Genetic modifiers may influence CF disease course: Review
Mutations affect symptom severity, treatment response
There could be many genes beyond CFTR that influence cystic fibrosis (CF) severity and treatment responses, according to a review study.
Across 70 different studies, dozens of these so-called genetic modifiers were found to affect the severity of various CF symptoms. Mutations in a few of them were linked to how well patients responded to treatment.
The scientists said continued research into the role of these genes in CF could help identify disease biomarkers and therapeutic targets that can ultimately “improve the treatment options and provide better-quality personalized care for the people living with CF.”

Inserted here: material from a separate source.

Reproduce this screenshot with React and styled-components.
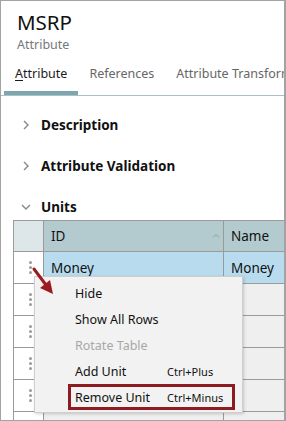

The study, “Impact of Gene Modifiers on Cystic Fibrosis Phenotypic Profiles: A Systematic Review,” was published in Human Mutation.
CF is caused by mutations in the CFTR gene, leading to production of an absent, deficient, or dysfunctional CFTR protein. When CFTR, which is involved in moving salt and water in and out of cells, isn’t working properly, it leads to the accumulation in the body of thick and sticky mucus that disrupts organ function.
Mutations influence disease course
Many different mutations have been identified in the CFTR gene, each of which can have a different effect on CFTR protein levels or function. The specific mutations a CF patient has can significantly influence that person’s disease severity and symptoms.
Patients who have the same CFTR mutations can sometimes have very different disease courses. Accumulating evidence suggests that there could be mutations in additional genes other than CFTR, called genetic modifiers, that don’t specifically cause CF, but which can influence its course.
Many such genes have been identified across previously published studies, but their definitive roles in CF remain largely unestablished. In the recent report, the scientists conducted a systematic review of these previous studies to get a full picture of what’s currently known about CF genetic modifiers.
Their analysis covered 70 articles that cumulatively identified 81 different modifier genes. Most of the genes were only looked at in a single study, but some had been repeatedly identified, including MBL (five studies), SLC26A9 and SLC9A3 (seven studies each), (seven studies), SLC6A14 (eight studies), and TNF-alpha (nine studies).
The most commonly explored genetic modifier was TNF-alpha, which encodes production of an inflammatory signaling molecule of the same name that’s found to be elevated in CF patients’ blood.
Across the evaluated studies, mutations in the gene were linked to various CF symptoms, including decreased lung function, early infection with Pseudomonas aeruginosa bacteria, gastrointestinal symptoms, reduced bone density, and increased rates of liver disease.
Another family of genes that appeared to be repeatedly identified as possible genetic modifiers in CF was the solute carrier family (SLC). These genes encode production of transporter proteins that reside on cell surfaces and mediate the movement of molecules in and out of them.
SLC proteins are known to interact with CFTR and genetic variation in the genes that encode them have been linked to altered CFTR activity.
Mutations in SLC genes were linked to both positive and negative effects on CF symptoms such as lung disease, P. aeruginosa infection, gastrointestinal problems, bone changes, and nutritional issues.
Genetic modifiers could also influence the effectiveness of certain therapies. In the age of personalized medicine, there’s been a push for theratyping, or identifying treatments likely to be effective for a person based on their genetic makeup.
A few studies identified genes that could affect treatment responses, including a possible role for ADRB2, IL-8, and SLC6A14 in modulating responses to bronchodilators, a class of inhaled therapies that work to make breathing easier.
Mutations in two SLC genes, SLC6A14 and SLC26A9, were associated with increased effectiveness of the CFTR modulator therapy Orkambi (ivacaftor/lumacaftor).
“This review highlights the need for increased research in the area of theratyping,” the researchers wrote. “Due to the vast number of genes and subsequent protein–protein interactions impacting drug metabolism and transport, genetic variations and their significance cannot be underestimated.”
Given that most studies focused on individual mutations or genes, there’s still a need for more comprehensive analyses to identify the genetic modifiers, either alone or in combination, that have the greatest clinical influence in CF, the researchers said. “Further studies are needed to replicate and validate the previous studies that were described in the [systematic review] and potentially identify and analyze new modifier genes,” they wrote.